THE assertion by Don Ayling in last Wednesday’s Examiner that an explosion was at the root of the Booth fire cannot be dismissed without further examination – and neither can the opinion of experienced firemen who attended the fire.

What is absolutely certain though is that the initial blaze was the result of factory floor manager William Rhodes Senior not extinguishing his pipe before putting it inside his tweed coat pocket.

Having said that, the inquest failed abysmally to ask in-depth questions, the kind that would have firmly established beyond dispute the cause of the fire. There was a lot of prevaricating about where and how it started. Under questioning, owner Mr Booth himself ‘could not remember’ saying to a witness that day that it was ‘Mr Senior’s coat that was on fire.’

There were also other awkward questions that ought to have been answered, such as why the building had been inspected by council officials and given a fire certificate allowing it to be used as a factory after it had been converted from a warehouse.

Accidental death was a ‘convenient verdict,’ leaving much that had been neatly swept under carpet – and with no one to blame.

But the evidence of where the outbreak started is laid bare by a number of witnesses who saw flames coming from the office and up the stairs.

Annie Mitchell, of Rodger Lane Newsome said that she was on her bench on the second floor when one of the girls said ‘look.’ She saw flames coming from the office and left the building by the main staircase.

Vera Fisher, of Oak Tree Avenue in Lepton, said that she worked on the second floor.

She was there when the bell rang for work to begin. Five minutes later she noticed smoke in the centre of the floor near the staircase leading to the office. She saw Mr Thirkhill trying to put out some flames with an extinguisher. The flames came from the office.

When she eventually got out she heard a bang but did not know what it was.

Florrie Walsh said recently: "We got out and were on the steps outside when there was an explosion."

A number of people also gave witness to hearing the sound of an explosion but it always occurs after the initial outbreak.

The explosion’s cause remains something of a mystery but it seems that it gave such rapid progress to the flames that it has led to speculation about how the blaze started.

I will now point to a piece of very obscure evidence that was briefly presented at the inquest but was never pursued with further questions.

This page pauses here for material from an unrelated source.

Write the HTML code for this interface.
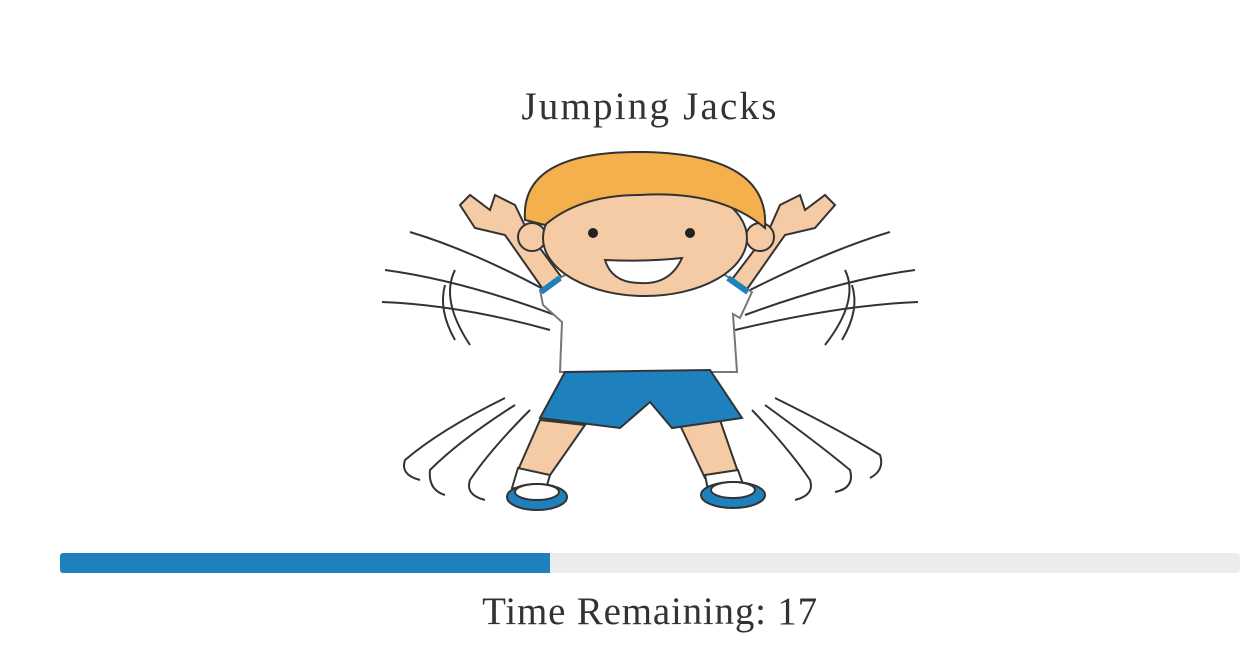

Bessie Whitley, of Swallow Lane in Golcar, was a cashier at Booth’s. She arrived at 8.15am when the building was already on fire.

It looks like some of her statement was edited from the report, for the next line reads: "The only flammable material kept on the premises was a drum of lubricating oil. This was in the air raid shelter in the in the basement which was saved."

The firemen believed that the seat of the fire was the basement where the boiler was. Could this be just a coincidence?

If Bessie’s statement could have been examined further we might have got a more detailed picture.

Was there really only one drum of lubricating oil stored in that large factory? Was it always stored in a safe place in a factory that showed little concern for health and safety or fire procedure?

"Even if it was in the basement, what about years of spillage and a potential fire track, like an ignitable fuse leading to a barrel of gunpowder. And what about the statement that ‘it was saved?’ Did they pull a full barrel of lubricating oil from the remains of a burned out building where every combustible thing had been incinerated? It sounds a bit odd to me!

There were many questions left unanswered which will always remain cause for speculation.

What disturbed me more was that fact that Mr Ayling’s father’s health was seemingly destroyed by what he saw in the mortuary and it is suspected by his family that this was the cause of his premature death.

His father was probably Booth’s 50th victim.